Le conflit commercial entre les deux premières puissances économiques mondiales, les États-Unis et la Chine, inflige déjà des dommages collatéraux, et menace de nuire davantage, à l'économie mondiale, a averti mardi la Banque mondiale.  

Selon les projections semestrielles de l'institution de développement, la croissance mondiale va ralentir à 2,9 % cette année (-0,1 point par rapport aux prévisions de juin) et 2,8 % en 2020.  

Mais le ralentissement mondial a aussi ses racines dans la hausse de la dette publique et des entreprises, en particulier parmi les pays les plus pauvres, et dans les relèvements des taux d'intérêt qui augmentent les coûts d'emprunt, a affirmé la Banque dans son rapport semestriel sur les perspectives économiques mondiales.

Ce rapport est nettement plus pessimiste qu'il y a un an - lorsque la perspective d'une croissance mondiale synchronisée était envisagée - et parsemé d'exhortations à agir de façon « urgente » ou « impérative ».

« Il y a une augmentation des risques », a déclaré à l'AFP Ayhan Kose, économiste à la Banque mondiale. « L'économie mondiale traverse une période difficile. Le ciel s'assombrit et nous constatons un ralentissement de l'économie mondiale ».

Les prévisions de presque toutes les régions et tous les pays ont été déclassées.

L'économie chinoise ralentit également. Sa croissance devrait tomber à 6,2 % cette année et l'année prochaine après 6,5 % en 2018.

M. Kose, qui dirige le groupe des perspectives de développement de la Banque mondiale, a déclaré espérer une résolution du conflit, tout en exhortant les gouvernements à se préparer à un chemin difficile.

« La croissance mondiale est toujours robuste, mais le contrecoup de la tempête dépendra de la réaction des décideurs politiques », a-t-il ajouté.

Bien que la banque prévoit toujours une faible probabilité de récession aux États-Unis, même un léger ralentissement a un impact important.

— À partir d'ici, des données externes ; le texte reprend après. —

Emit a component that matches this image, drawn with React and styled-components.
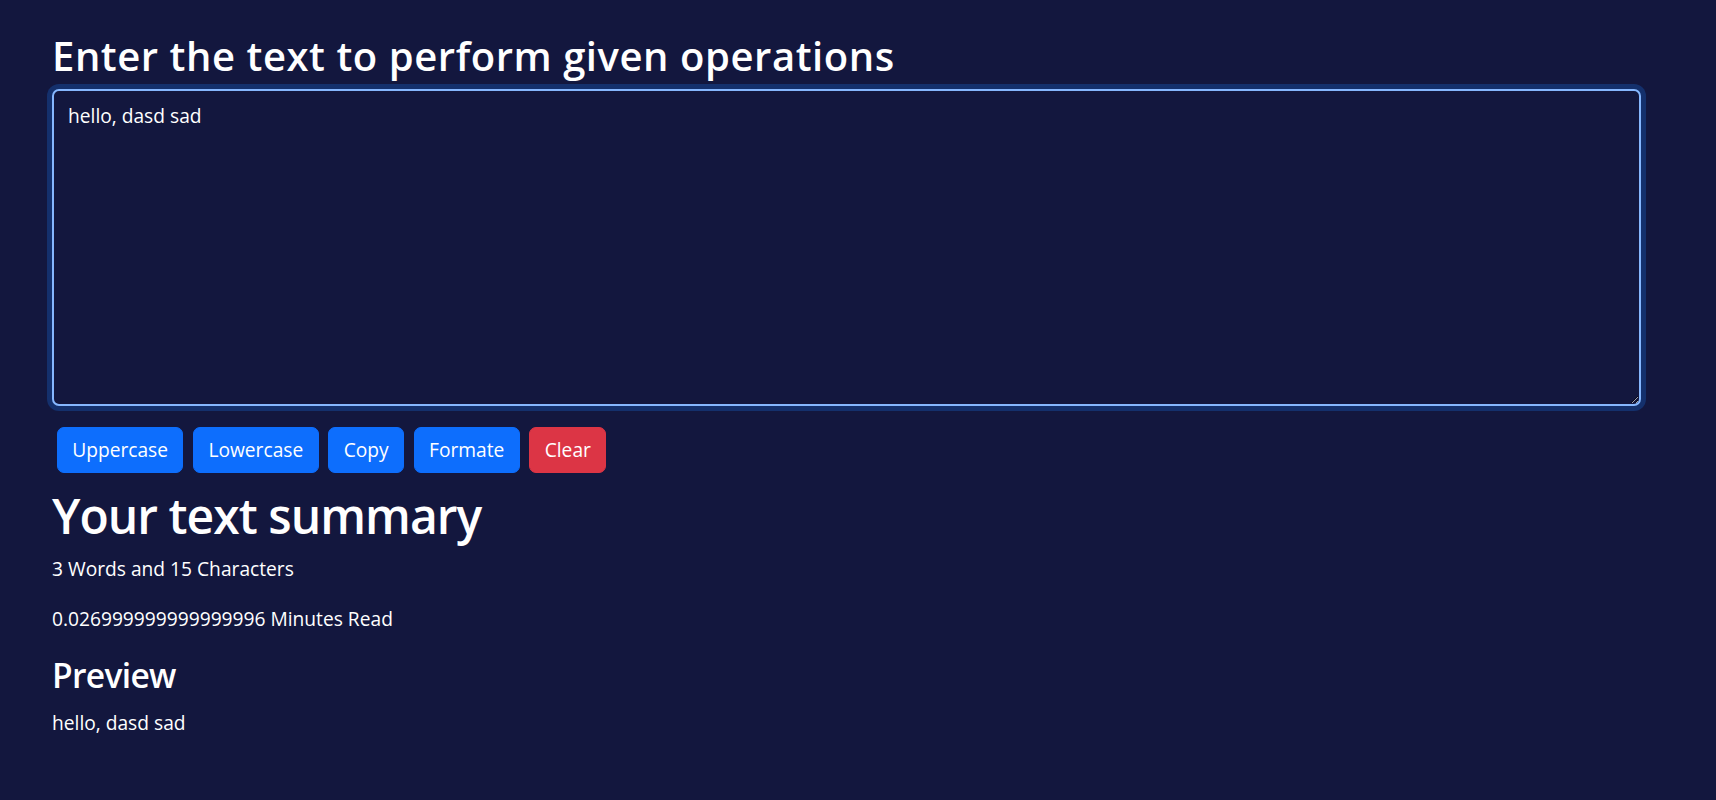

Et si les États-Unis et la Chine perdent un point entier de croissance, l'expansion mondiale sera réduite de presque autant, ce qui aura des conséquences dramatiques pour de nombreux pays. « Les tensions commerciales affectent déjà l'activité dans le monde », a déclaré M. Kose, soulignant que les choses pourraient s'aggraver.

Le rapport a également fortement abaissé les prévisions de croissance des principaux pays émergents tels que le Mexique, l'Afrique du Sud et la Russie, ainsi que celle des pays frappés de crise comme la Turquie et l'Argentine.  

Jusqu'à présent, l'Inde et l'Indonésie ont échappé à ce sort. Mais les États-Unis et la Chine représentent plus du tiers du Produit intérieur brut (PIB) mondial et 20 % du commerce mondial.  

Sentiment d'urgence

« La résolution de leurs différends sera donc très importante pour la manière dont l'économie mondiale se façonnera cette année », a déclaré l'économiste.  

Il a rappelé que le commerce était « un moteur de croissance » et a été « un moteur en termes de réduction de la pauvreté ».

La forte baisse des marchés mondiaux des actions à la fin de l'année dernière a aussi montré que l'incertitude générée par le conflit commercial minait la confiance des entreprises et ralentissait les investissements, a-t-il ajouté.

En regardant les données, « on voit bien qu'en 2018, l'industrie manufacturière a ralenti ainsi que les commandes à l'exportation ». Après avoir augmenté en 2018, la confiance est en baisse, ce qui est « préoccupant ».

Face à ces risques croissants, la Banque mondiale a exhorté les pays membres à se préparer, avec des changements dans les dépenses, les investissements et les emprunts, à mettre en place des « politiques tampons » pour se protéger des vents contraires.

« Il faut reconnaître un sentiment d'urgence », a déclaré M. Kose. « En fin de compte, un cadre politique solide constitue l'assurance la plus importante lorsque l'économie est au ralenti et que les risques augmentent », a-t-il ajouté.

C'est particulièrement vrai avec le gonflement du niveau de la dette, alors que les taux d'intérêt augmentent. Le rapport souligne avec inquiétude la forte augmentation des emprunts des pays les plus pauvres, une dette de plus en plus souvent contractée auprès de prêteurs qui, contrairement à la Banque mondiale, ne proposent pas de conditions de faveur.